Revocation of Permits in Case of Recidivism
LH Reform proposes revocation of permits in case of recidivism of 1) breaching provisions related to quantity, quality, and measures of hydrocarbons and oil products, and 2) modification of technical conditions of systems, ducts, facilities or equipment without the corresponding authorization. Also, LH reform includes fuel smuggling as the cause of revocation.
Suspension of Permits Due to National Security, Energy Security or National Economy
The Mexican government expects that Pemex plays a more active role in oil and gas industry activities. The LH Reform contains provisions to protect "national security, energy security, or national economy" that would affect the rights and assets of permit holders and private participants.
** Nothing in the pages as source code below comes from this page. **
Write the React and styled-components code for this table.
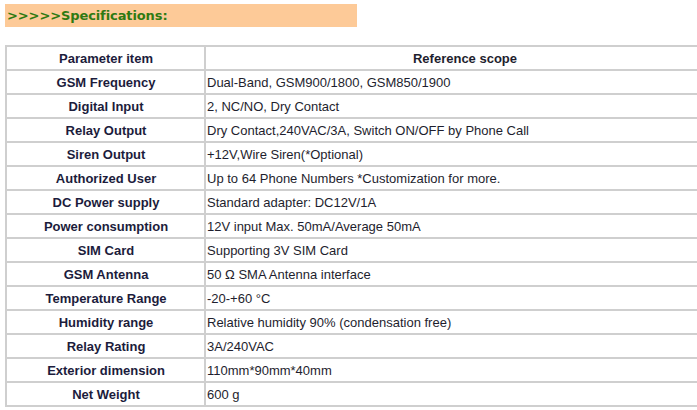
import styled, {createGlobalStyle} from 'styled-components'

const GlobalStyle = createGlobalStyle`
  body {
    margin: 0;
    background: #ffffff;
    font-family: "Liberation Sans", Arial, sans-serif;
  }
`

const Page = styled.div`
  padding: 4px 0 0 5px;
  width: 697px;
  height: 410px;
  box-sizing: border-box;
  overflow: hidden;
`

const TitleBar = styled.div`
  width: 352px;
  height: 23px;
  background: #fdca98;
  display: flex;
  align-items: center;
  padding-left: 2px;
  box-sizing: border-box;
`

const Title = styled.h2`
  margin: 0;
  font-family: "DejaVu Sans", sans-serif;
  font-size: 13px;
  font-weight: bold;
  color: #2f7a12;
  letter-spacing: -0.1px;
`

const Table = styled.table`
  margin-top: 18px;
  width: 720px;
  border-collapse: collapse;
  font-size: 13px;
`

const Row = styled.tr`
  height: 24px;
`

const Cell = styled.td`
  border: 2px solid #cfcfcf;
  padding: 0 0 0 1px;
  color: #1e1e2e;
  text-align: ${(p) => (p.$center ? 'center' : 'left')};
  font-weight: ${(p) => (p.$bold ? 'bold' : 'normal')};
  white-space: nowrap;
  ${(p) => p.$label && 'width: 196px; color: #1c1c3c;'}
`

const rows = [
  ['GSM Frequency', 'Dual-Band, GSM900/1800, GSM850/1900'],
  ['Digital Input', '2, NC/NO, Dry Contact'],
  ['Relay Output', 'Dry Contact,240VAC/3A, Switch ON/OFF by Phone Call'],
  ['Siren Output', '+12V,Wire Siren(*Optional)'],
  ['Authorized User', 'Up to 64 Phone Numbers *Customization for more.'],
  ['DC Power supply', 'Standard adapter: DC12V/1A'],
  ['Power consumption', '12V input Max. 50mA/Average 50mA'],
  ['SIM Card', 'Supporting 3V SIM Card'],
  ['GSM Antenna', '50 Ω SMA Antenna interface'],
  ['Temperature Range', '-20-+60 °C'],
  ['Humidity range', 'Relative humidity 90% (condensation free)'],
  ['Relay Rating', '3A/240VAC'],
  ['Exterior dimension', '110mm*90mm*40mm'],
  ['Net Weight', '600 g'],
]

export default function App() {
  return (
    <Page>
      <GlobalStyle />
      <TitleBar>
        <Title>&gt;&gt;&gt;&gt;&gt;Specifications:</Title>
      </TitleBar>
      <Table>
        <tbody>
          <Row>
            <Cell $label $center $bold>Parameter item</Cell>
            <Cell $center $bold>Reference scope</Cell>
          </Row>
          {rows.map(([name, value]) => (
            <Row key={name}>
              <Cell $label $center $bold>{name}</Cell>
              <Cell>{value}</Cell>
            </Row>
          ))}
        </tbody>
      </Table>
    </Page>
  )
}
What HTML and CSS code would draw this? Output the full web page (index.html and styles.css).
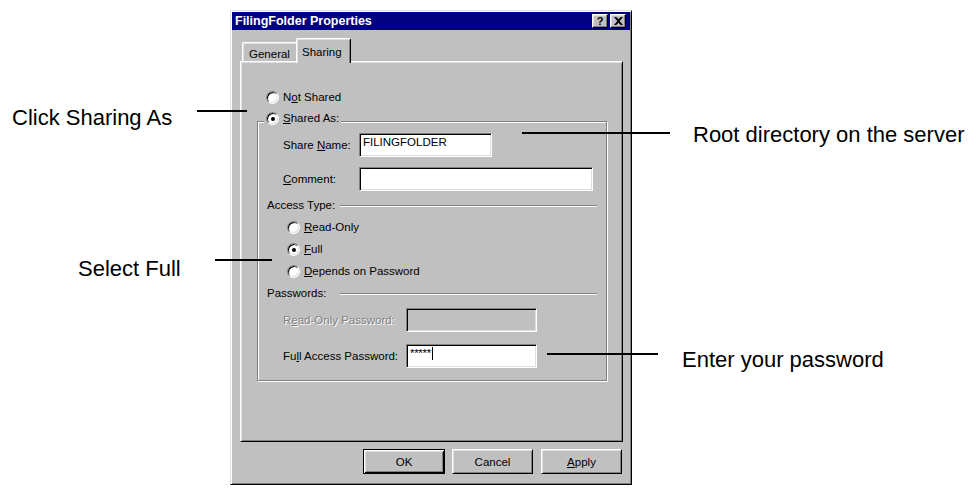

LH Reform states that the authorities may suspend permits upon the occurrence of events that would warrant the protection of the "national security, energy security, or national economy." In such an event, the authority that issued the permit would be allowed to take over the administration and operation of the permit-holder to "guarantee the interest of final users and consumers," and would enjoy discretion in decisions such as maintaining the facility's personnel, hiring a new operator or both. State-owned entities may be contracted to take over a facility's operation without the need for technical capacity. Such suspension would last until evidence is found that the security or economic causes that authorized such suspension had come to an end, except when the suspension was triggered by illegal commercialization or alteration of fuel.
Ex-Officio Termination of Permits
The transitory provisions of the LH Reform include two orders addressed to energy authorities 1) to revoke permits that do not comply with the storage volume requirements set forth in the Storage Policy and 2) to "deprive of legal effects" all permits that have expired.
Moreover, these provisions include a general statement that all permit obligations that have not been fully satisfied by their permit-holders shall be revoked "upon the entry into force" of the LH Reform.
Legal Remedies and Upcoming Litigation
Amparo and Other Constitutional Challenges
Assuming that LH Reform is approved in terms substantially similar to the bill, there could be constitutional grounds for challenging by private and public parties, such as:
- amparo actions before district courts (juzgados de distrito) filed by private individuals and other interested parties who are directly or indirectly affected by the LH Reform
- unconstitutionality actions (acción de inconstitucionalidad) filed before the Mexican Supreme Court of Justice (Suprema Corte de Justicia de la Nación or SCJN) by a group of legislators representing more than 33 percent of the any the Chamber of Deputies or the Senate
- constitutional disputes (controversia de inconstitucionalidad), another constitutional instance where government bodies may challenge new laws before the SCJN (e.g., the Federal Antitrust Commission — Comisión Federal de Competencia Económica or COFECE)
Investors could request a consultation and subsequent investment arbitration proceedings against Mexico under international investment treaties applicable to the LH Reform. While each treaty has its own jurisdictional and eligibility criteria, claims of this sort are typically filed alleging violations to national treatment, most favored nation and expropriation-effect grounds.
These cases are typically presented based on complex factual backgrounds that are usually not documented with a single state action, for example, within the LH Reform alone, but a series of events and actions that support a specific violation under the applicable treaties. Some treaties require that local remedies or legal challenges be dropped prior to commencing arbitration proceedings; this is determined on a case-by-case basis and depending on each treaty's particular features.
Pemex Amparo on Storage Policy
Based on publicly available information, Pemex filed an amparo lawsuit against the Storage Policy on July 6, 2020, to prevent the disclosure of its storage capacity, which is being carried out by federal courts. The definite suspension was denied and is in the process of being resolved.